March 11: IRS issues an update to beginning of construction for the ITC or PTC. Notice 2015-25 provides that if a facility is placed in service before Jan. 1, 2016, it will be satisfy the continuous construction test for purposes of the physical work test, or the continuous efforts test for the purposes of satisfying the safe harbor. The notice also says that if a taxpayer begins construction on a facility before Jan. 1, 2015, and places it in service before Jan. 1, 2017, it will be considered to satisfy the continuous construction test or continuous efforts test, regardless of the amount of physical work performed or the cost paid or incurred.

April 28: The Government Accountability Office (GAO) issues a report recommending that Congress consider directing the IRS to collect and report project-level data from all taxpayers who claim the ITC and PTC. The report says the total generating capacity that the credits support is unknown because the IRS is not required to collect the information. The GAO said that because of the lack of information, Congress can’t evaluate the credits’ effectiveness.

June 12: The IRS issues Chief Counsel Advice Memorandum 201524024, which says that a partner allocation of ITCs cannot rely on the Rev. Proc. 2007-65 safe harbor. It rules that Rev. Proc. 2007-65 provides a safe harbor only for partners with the wind energy production tax credit (PTC).

July 21: The Senate Finance Committee approves legislation that includes an extension of the PTC for projects that began construction by the end of 2016; an extension of the election to claim the ITC in lieu of the PTC by the end of 2016; an extension of the new energy-efficient home tax credit for eligible homes acquired by the end of 2016; and an extension of the Section 179D energy-efficient commercial and multifamily buildings deduction through the end of 2016.

Aug. 3: The Obama administration releases its Clean Power Plan, which lays out “achievable standards” to reduce carbon dioxide emissions by 32 percent from 2005 levels by 2030. The plan, administered by the Environmental Protection Agency, seeks a 30 percent increase in renewable energy generation by 2030 and includes an incentive program for energy investment in low-income communities. Late in the year, both houses of Congress vote to repeal it, but Obama “pocket vetoes” both bills.

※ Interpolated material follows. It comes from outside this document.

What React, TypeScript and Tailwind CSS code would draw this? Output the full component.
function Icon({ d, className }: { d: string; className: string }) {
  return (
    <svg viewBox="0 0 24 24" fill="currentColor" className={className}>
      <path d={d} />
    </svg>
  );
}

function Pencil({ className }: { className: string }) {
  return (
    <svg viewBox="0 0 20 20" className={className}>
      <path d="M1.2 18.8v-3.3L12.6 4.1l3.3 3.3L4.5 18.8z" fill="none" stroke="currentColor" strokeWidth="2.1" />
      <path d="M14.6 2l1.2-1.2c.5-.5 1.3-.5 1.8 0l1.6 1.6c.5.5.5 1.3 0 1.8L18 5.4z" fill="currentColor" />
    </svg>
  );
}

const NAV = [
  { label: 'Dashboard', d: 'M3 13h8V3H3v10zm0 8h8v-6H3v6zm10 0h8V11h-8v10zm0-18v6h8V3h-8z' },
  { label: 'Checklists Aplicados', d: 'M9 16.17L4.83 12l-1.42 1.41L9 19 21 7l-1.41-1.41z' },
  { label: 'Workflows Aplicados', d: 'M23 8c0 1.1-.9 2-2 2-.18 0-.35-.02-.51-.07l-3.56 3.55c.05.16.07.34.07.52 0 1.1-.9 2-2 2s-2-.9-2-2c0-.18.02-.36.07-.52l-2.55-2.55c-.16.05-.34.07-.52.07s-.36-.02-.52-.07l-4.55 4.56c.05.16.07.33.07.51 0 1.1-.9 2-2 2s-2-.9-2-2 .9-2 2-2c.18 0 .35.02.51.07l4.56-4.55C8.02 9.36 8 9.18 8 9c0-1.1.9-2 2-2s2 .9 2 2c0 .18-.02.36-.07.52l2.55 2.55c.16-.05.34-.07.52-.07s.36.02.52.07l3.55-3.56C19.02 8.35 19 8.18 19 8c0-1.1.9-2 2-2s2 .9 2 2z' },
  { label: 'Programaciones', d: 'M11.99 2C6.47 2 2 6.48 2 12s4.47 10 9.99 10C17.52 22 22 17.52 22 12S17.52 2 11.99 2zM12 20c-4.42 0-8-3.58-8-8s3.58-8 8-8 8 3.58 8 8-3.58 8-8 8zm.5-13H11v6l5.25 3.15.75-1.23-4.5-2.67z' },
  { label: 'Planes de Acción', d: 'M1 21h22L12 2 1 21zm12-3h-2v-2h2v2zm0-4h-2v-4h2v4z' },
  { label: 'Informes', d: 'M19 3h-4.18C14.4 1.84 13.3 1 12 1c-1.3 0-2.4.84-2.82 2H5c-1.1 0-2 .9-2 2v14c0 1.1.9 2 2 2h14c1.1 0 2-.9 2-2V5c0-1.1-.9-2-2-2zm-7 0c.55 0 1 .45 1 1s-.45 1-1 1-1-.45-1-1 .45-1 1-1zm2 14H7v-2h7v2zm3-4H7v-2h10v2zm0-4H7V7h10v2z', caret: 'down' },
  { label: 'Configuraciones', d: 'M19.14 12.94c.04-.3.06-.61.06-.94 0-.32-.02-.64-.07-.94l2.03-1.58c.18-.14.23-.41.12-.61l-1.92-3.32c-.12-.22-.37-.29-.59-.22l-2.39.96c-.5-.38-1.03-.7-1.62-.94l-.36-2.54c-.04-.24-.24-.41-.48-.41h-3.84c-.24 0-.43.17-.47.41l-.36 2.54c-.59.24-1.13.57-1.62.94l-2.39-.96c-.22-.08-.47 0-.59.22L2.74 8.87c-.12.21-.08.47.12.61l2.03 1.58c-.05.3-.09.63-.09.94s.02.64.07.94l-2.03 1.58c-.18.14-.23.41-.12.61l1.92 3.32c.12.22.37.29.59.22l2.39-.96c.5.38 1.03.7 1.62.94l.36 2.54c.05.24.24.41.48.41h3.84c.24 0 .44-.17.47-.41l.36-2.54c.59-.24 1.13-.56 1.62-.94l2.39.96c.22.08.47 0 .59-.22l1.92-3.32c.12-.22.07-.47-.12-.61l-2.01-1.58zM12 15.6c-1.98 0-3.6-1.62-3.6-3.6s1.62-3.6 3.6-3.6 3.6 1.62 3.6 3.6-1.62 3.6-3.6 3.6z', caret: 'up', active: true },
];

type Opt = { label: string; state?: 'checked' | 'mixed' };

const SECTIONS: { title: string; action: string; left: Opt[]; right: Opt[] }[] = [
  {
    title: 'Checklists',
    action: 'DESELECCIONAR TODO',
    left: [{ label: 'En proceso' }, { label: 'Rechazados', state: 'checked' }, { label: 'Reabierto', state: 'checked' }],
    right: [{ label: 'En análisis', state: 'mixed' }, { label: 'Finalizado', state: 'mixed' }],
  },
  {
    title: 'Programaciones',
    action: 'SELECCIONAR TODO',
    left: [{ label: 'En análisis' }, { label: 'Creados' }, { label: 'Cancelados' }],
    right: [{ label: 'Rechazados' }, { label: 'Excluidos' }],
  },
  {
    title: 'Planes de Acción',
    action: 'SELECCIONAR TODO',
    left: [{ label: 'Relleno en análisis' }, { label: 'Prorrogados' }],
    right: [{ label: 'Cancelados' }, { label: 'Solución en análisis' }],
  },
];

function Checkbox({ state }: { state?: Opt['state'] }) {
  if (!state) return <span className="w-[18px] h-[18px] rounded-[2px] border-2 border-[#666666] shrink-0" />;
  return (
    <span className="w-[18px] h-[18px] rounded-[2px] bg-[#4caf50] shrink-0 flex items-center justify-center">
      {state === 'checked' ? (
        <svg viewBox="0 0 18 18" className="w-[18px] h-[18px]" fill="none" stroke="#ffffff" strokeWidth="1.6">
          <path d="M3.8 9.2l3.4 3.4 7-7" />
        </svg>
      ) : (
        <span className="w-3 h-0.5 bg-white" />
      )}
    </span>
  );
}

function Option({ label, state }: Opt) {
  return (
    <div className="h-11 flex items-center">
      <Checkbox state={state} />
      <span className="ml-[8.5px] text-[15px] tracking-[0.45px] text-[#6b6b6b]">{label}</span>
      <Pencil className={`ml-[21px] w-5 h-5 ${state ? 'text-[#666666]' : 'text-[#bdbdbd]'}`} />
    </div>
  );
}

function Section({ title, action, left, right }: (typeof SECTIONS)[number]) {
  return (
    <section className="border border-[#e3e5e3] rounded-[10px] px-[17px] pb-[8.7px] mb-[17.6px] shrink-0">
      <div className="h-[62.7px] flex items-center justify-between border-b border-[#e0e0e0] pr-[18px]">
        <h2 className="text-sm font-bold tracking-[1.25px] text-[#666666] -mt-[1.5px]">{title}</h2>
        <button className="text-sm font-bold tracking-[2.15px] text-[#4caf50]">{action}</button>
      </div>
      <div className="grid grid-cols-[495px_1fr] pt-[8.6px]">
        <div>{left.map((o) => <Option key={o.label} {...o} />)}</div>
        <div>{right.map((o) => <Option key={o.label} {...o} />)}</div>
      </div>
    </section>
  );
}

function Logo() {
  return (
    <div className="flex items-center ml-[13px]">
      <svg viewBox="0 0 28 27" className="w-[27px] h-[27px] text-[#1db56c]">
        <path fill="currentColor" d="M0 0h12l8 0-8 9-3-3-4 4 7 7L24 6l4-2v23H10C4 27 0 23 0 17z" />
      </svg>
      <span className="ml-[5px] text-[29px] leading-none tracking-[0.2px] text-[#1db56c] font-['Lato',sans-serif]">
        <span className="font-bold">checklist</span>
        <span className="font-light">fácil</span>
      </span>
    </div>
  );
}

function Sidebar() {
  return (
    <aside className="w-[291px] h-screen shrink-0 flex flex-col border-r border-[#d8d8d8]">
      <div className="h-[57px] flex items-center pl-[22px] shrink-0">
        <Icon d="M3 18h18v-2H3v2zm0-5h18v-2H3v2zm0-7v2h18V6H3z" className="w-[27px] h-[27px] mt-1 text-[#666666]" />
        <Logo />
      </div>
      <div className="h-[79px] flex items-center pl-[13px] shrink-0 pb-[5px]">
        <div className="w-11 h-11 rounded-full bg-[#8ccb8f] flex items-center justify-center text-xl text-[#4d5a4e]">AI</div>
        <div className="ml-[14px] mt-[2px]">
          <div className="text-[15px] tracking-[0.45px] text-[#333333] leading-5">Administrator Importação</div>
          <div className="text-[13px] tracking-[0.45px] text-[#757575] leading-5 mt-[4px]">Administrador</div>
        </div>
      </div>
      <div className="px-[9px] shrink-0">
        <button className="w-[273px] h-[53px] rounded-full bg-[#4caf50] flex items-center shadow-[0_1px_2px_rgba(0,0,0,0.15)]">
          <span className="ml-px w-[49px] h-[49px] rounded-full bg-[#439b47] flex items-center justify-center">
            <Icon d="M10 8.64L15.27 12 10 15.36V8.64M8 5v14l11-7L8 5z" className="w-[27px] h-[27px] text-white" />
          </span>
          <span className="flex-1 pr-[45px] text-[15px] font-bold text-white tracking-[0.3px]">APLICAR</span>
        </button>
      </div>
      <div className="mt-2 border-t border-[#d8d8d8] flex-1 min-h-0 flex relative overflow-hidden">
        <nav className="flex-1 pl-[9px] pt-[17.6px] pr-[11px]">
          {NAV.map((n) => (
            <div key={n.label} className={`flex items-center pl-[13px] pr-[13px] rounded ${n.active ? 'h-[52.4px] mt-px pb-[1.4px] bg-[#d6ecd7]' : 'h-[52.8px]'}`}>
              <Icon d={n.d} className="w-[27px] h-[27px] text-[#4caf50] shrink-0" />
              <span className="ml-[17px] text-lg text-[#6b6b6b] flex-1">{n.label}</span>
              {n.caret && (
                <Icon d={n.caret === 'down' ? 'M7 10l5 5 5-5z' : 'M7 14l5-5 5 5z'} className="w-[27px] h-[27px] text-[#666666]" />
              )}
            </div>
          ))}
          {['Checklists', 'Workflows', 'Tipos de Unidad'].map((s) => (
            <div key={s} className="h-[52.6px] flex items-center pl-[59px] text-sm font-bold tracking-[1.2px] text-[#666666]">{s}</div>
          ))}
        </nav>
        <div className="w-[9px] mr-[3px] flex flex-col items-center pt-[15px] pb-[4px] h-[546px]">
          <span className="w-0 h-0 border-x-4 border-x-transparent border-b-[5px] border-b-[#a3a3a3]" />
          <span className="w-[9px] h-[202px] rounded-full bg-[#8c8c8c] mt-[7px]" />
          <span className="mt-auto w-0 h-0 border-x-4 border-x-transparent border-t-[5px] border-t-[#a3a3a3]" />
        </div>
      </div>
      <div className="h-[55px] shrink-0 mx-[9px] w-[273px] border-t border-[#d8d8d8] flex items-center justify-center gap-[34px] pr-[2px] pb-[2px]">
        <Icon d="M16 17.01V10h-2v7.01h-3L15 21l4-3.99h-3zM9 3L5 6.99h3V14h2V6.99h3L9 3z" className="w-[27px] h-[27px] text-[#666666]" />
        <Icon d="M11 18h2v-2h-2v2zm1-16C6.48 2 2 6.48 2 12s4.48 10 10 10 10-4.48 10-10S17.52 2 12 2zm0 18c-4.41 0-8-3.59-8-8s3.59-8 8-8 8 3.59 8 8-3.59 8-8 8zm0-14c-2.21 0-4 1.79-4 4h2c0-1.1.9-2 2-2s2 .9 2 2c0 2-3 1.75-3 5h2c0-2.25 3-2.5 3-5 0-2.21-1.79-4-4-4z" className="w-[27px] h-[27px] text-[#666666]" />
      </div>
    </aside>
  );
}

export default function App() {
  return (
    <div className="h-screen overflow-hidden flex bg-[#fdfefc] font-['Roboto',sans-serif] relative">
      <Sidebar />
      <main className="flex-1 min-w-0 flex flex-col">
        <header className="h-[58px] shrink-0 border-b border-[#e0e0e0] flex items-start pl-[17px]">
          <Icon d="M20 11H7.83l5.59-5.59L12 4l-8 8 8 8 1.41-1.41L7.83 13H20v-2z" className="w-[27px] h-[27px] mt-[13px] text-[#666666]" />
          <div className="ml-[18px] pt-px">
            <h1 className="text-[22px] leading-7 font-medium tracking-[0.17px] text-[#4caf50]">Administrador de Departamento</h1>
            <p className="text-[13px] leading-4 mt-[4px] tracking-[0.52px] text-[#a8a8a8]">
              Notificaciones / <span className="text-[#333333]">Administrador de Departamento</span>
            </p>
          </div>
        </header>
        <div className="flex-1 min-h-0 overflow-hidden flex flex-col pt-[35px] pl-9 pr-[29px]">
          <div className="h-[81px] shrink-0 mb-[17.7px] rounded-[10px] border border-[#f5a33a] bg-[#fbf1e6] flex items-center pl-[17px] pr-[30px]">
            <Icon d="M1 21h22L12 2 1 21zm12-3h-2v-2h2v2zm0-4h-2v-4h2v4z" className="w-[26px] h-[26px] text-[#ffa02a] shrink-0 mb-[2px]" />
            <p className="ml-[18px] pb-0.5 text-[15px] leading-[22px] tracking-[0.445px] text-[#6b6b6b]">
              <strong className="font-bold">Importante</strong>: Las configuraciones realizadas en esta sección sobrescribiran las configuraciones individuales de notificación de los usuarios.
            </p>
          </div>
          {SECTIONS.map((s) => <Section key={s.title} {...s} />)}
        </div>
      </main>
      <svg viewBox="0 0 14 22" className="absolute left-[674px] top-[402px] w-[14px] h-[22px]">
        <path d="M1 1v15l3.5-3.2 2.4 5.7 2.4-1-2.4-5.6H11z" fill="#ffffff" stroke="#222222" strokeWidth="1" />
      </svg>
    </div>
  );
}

August: The U.S. Department of Energy pairs with the Lawrence Berkeley National Laboratory to release the “2014 Wind Technologies Market Report,” which finds wind power capacity grew 8 percent in 2014, meeting nearly 5 percent of the end-use electricity demand in the nation. The Department of Energy and its Pacific Northwest National Laboratory also issues the “2014 Distributed Wind Market Report,” which focuses on smaller wind-powered projects. The report says the smaller projects had enough installed capacity to power more than 168,000 average American homes.

Sept. 22: Sens. Maria Cantwell, D-Wash., Harry Reid, D-Nev., and Ron Wyden, D-Ore., introduce the American Energy Innovation Act, which would extend the ITC and PTC through the end of 2017, then replace them with a new, technology-neutral 30 percent ITC and PTC at 2.3 cents per KWh that would phase out when greenhouse gas emission targets are achieved. The legislation is among more than a dozen renewable energy tax credit bills introduced during the year–some to extend and some to eliminate the credits. Bills include the PTC Elimination Act, the Energy Freedom and Economic Prosperity Act, the Power Efficiency and Resiliency (POWER) Act, the Prioritizing Energy-Efficient Renewables (PEER) Act of 2015, the Master Limited Partnerships Parity Act, the New Energy for America Act and a series of single-technology bills by Rep. Alan Grayson, D-Fla.

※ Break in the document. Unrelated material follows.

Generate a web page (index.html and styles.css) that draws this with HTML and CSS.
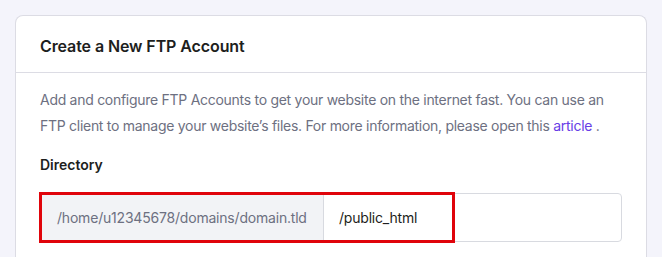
FILE: index.html
```html
<!DOCTYPE html>
<html lang="en">
<head>
    <meta charset="UTF-8">
    <meta name="viewport" content="width=device-width, initial-scale=1.0">
    <title>Create a New FTP Account</title>
    <link rel="stylesheet" href="styles.css">
</head>
<body>

    <div class="card">
        <div class="card-header">
            <h2>Create a New FTP Account</h2>
        </div>
        <div class="card-body">
            <p class="intro">Add and configure FTP Accounts to get your website on the internet fast. You can use an FTP client to manage your website’s files. For more information, please open this <a href="#">article</a> .</p>

            <label class="field-label" for="dir">Directory</label>
            <div class="input-group">
                <span class="prefix">/home/u12345678/domains/domain.tld</span>
                <input type="text" id="dir" value="/public_html">
                <div class="highlight"></div>
            </div>
        </div>
    </div>

</body>
</html>
```

FILE: styles.css
```css
body {
    margin: 0;
    background-color: #f4f4fb;
    font-family: 'Inter', 'Liberation Sans', sans-serif;
    color: #1d1e20;
    padding: 15px 15px 0 15px;
}
.card {
    width: 630px;
    background: #fff;
    border: 1px solid #dcdce4;
    border-bottom: none;
    border-radius: 8px 8px 0 0;
    overflow: hidden;
}
.card-header {
    height: 56px;
    padding: 0 24px;
    display: flex;
    align-items: center;
    border-bottom: 1px solid #dcdce4;
}
.card-header h2 {
    margin: 0;
    font-size: 16px;
    font-weight: 600;
    letter-spacing: -0.1px;
    padding-top: 3px;
}
.card-body {
    padding: 14px 24px 16px 24px;
}
.intro {
    margin: 0;
    font-size: 14px;
    line-height: 26px;
    letter-spacing: -0.28px;
    color: #6d7081;
}
.intro a {
    color: #673de6;
    text-decoration: none;
}
.field-label {
    display: block;
    margin-top: 13px;
    font-size: 14px;
    font-weight: 600;
    line-height: 26px;
}
.input-group {
    position: relative;
    display: flex;
    margin-top: 15px;
    width: 580px;
    height: 47px;
    border: 1px solid #d8dae0;
    border-radius: 4px;
}
.prefix {
    display: flex;
    align-items: center;
    width: 266px;
    padding-left: 16px;
    background: #f2f3f6;
    border-right: 1px solid #d8dae0;
    font-size: 14px;
    letter-spacing: -0.2px;
    color: #6d7081;
}
.input-group input {
    flex: 1;
    border: none;
    outline: none;
    padding: 0 15px;
    font-family: inherit;
    font-size: 14px;
    letter-spacing: -0.2px;
    color: #1d1e20;
    background: transparent;
}
.highlight {
    position: absolute;
    left: -2px;
    top: -2px;
    width: 410px;
    height: 45px;
    border: 3px solid #e0040b;
}
```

Oct. 2: The Department of the Treasury and the IRS invite comment on how to define certain types of properties that qualify for the ITC in anticipation of issuing standard definitions. The rare invitation includes eight types of property, with comments sought on what defines them, whether dual-use property should qualify for the ITC and whether there’s a need for other energy-related definitions. Those comments are accepted until Feb. 16.

Oct. 14: The city council in Bakersfield, Calif., takes the unusual step of passing a resolution urging Congress to immediately extend the ITC. The resolution, which passes 5-1, says that nearly $413 million has been invested in Bakersfield solar installations since 2010 and that losing the ITC would lead to significant job loss in the city.

Dec. 18: After weeks of negotiating, President Obama signs the $1.1 trillion Consolidated Appropriations Act of 2016 which includes the $680 billion Protecting Americans from Tax Hikes (PATH) Act of 2015. The Consolidated Appropriations Act of 2016 includes provisions to extend and gradually phase down ITC and PTC. The PTC is extended through 2016 at prior levels, and is phased down by 20 percent per year through 2019. The ITC and the solar residential energy credit are extended at 30 percent through 2019 then the ITC is gradually reduced to a permanent level of 10 percent for those projects where construction starts after 2021 and are placed in service after 2023. The homeowner solar credit goes away after 2021. The legislation also extends the right to opt for an ITC in lieu of PTCs.

Dec. 22: The Public Utilities Commission of Nevada adopted a proposal implementing new rates for NV Energy customers who participate in net energy metering. Net metering rates determine the amounts that utility companies are required to pay residential customers for any excess electricity they generate from rooftop solar systems. Utility companies generally oppose these fees, in part because they bear the cost for maintaining the power grid infrastructure; residential solar providers contend the incentive is key to supporting the growing industry and generating the economic and environmental benefits that result. Similar considerations are underway in several other states and net metering promises to be a hot topic for the year to come.

Conclusion

The sometimes-unpredictable world of renewable energy tax credits got a modicum of predictability in 2015. The IRS clarified some issues upon which taxpayers have been waiting and–despite a flood of legislative proposals, both in favor and against renewable energy credits–the Congress and President Obama settled the biggest issue with multi-year, phase-down extensions of the ITC and PTC. For the first time in years, the industry has a long-term understanding of what’s coming–at least in terms of federal tax credits. Meanwhile, adjustments in the capital market – from the effect of lower oil prices to the rising cost of capital – may pose challenges to the renewable energy community in the year to come.